DATA PROVIDED
# # # # # # #

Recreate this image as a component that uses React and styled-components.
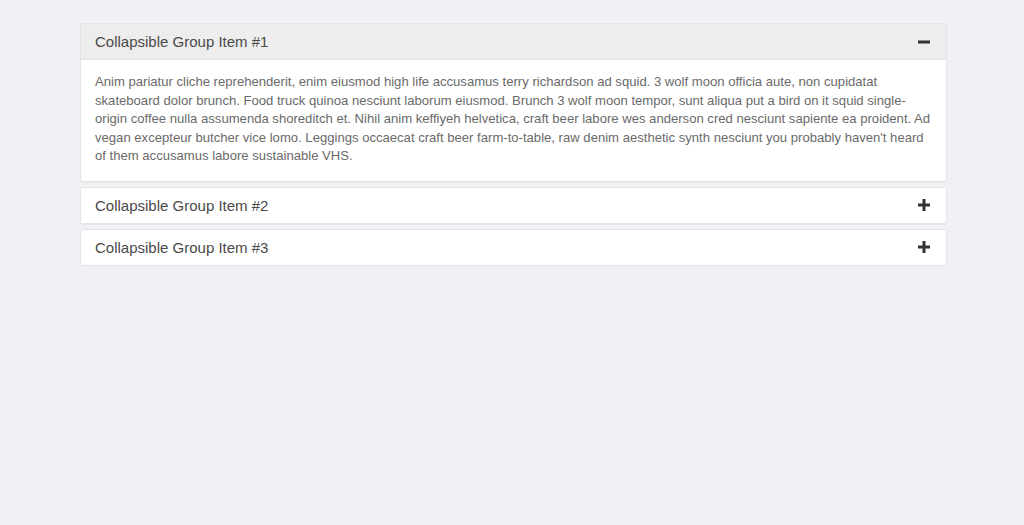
import React, { useState } from "react";
import styled, { createGlobalStyle } from "styled-components";

const GlobalStyle = createGlobalStyle`
  html, body {
    margin: 0;
    padding: 0;
    background: #f0f1f5;
    font-family: "Liberation Sans", Arial, sans-serif;
  }
`;

const items = [
  {
    title: "Collapsible Group Item #1",
    body:
      "Anim pariatur cliche reprehenderit, enim eiusmod high life accusamus terry richardson ad squid. 3 wolf moon officia aute, non cupidatat skateboard dolor brunch. Food truck quinoa nesciunt laborum eiusmod. Brunch 3 wolf moon tempor, sunt aliqua put a bird on it squid single-origin coffee nulla assumenda shoreditch et. Nihil anim keffiyeh helvetica, craft beer labore wes anderson cred nesciunt sapiente ea proident. Ad vegan excepteur butcher vice lomo. Leggings occaecat craft beer farm-to-table, raw denim aesthetic synth nesciunt you probably haven't heard of them accusamus labore sustainable VHS.",
  },
  { title: "Collapsible Group Item #2", body: "" },
  { title: "Collapsible Group Item #3", body: "" },
];

const Toggle = ({ open }) => (
  <svg width="12" height="12" viewBox="0 0 12 12">
    <rect x="0" y="4.5" width="12" height="3" fill="#333" />
    {!open && <rect x="4.5" y="0" width="3" height="12" fill="#333" />}
  </svg>
);

const App = () => {
  const [active, setActive] = useState(0);
  return (
    <>
      <GlobalStyle />
      <Page>
        <Group>
          {items.map((item, i) => (
            <Panel key={i}>
              <Heading
                $open={active === i}
                onClick={() => setActive(active === i ? -1 : i)}
              >
                <span>{item.title}</span>
                <Toggle open={active === i} />
              </Heading>
              {active === i && <Body>{item.body}</Body>}
            </Panel>
          ))}
        </Group>
      </Page>
    </>
  );
};

export default App;

const Page = styled.div`
  padding: 23px 77px 0 80px;
`;

const Group = styled.div`
  display: flex;
  flex-direction: column;
  gap: 5px;
`;

const Panel = styled.div`
  background: #fff;
  border: 1px solid #e3e4e8;
  border-radius: 3px;
  box-shadow: 0 1px 1px rgba(0, 0, 0, 0.04);
  overflow: hidden;
`;

const Heading = styled.div`
  display: flex;
  align-items: center;
  justify-content: space-between;
  height: 35px;
  padding: 0 16px 0 14px;
  background: ${({ $open }) => ($open ? "#ededed" : "#fff")};
  border-bottom: ${({ $open }) => ($open ? "1px solid #e3e4e8" : "none")};
  cursor: pointer;

  span {
    font-size: 15px;
    color: #4a4a4a;
  }
`;

const Body = styled.div`
  padding: 13px 14px 15px 14px;
  font-size: 13.1px;
  line-height: 18.6px;
  color: #6a6a6a;
`;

# # # # # # #

JOB
Collect the lines of the data that carry the word "components".

SOLUTION FOR THIS PROBLEM
Recreate this image as a component that uses React and styled-components.
import styled, { createGlobalStyle } from "styled-components";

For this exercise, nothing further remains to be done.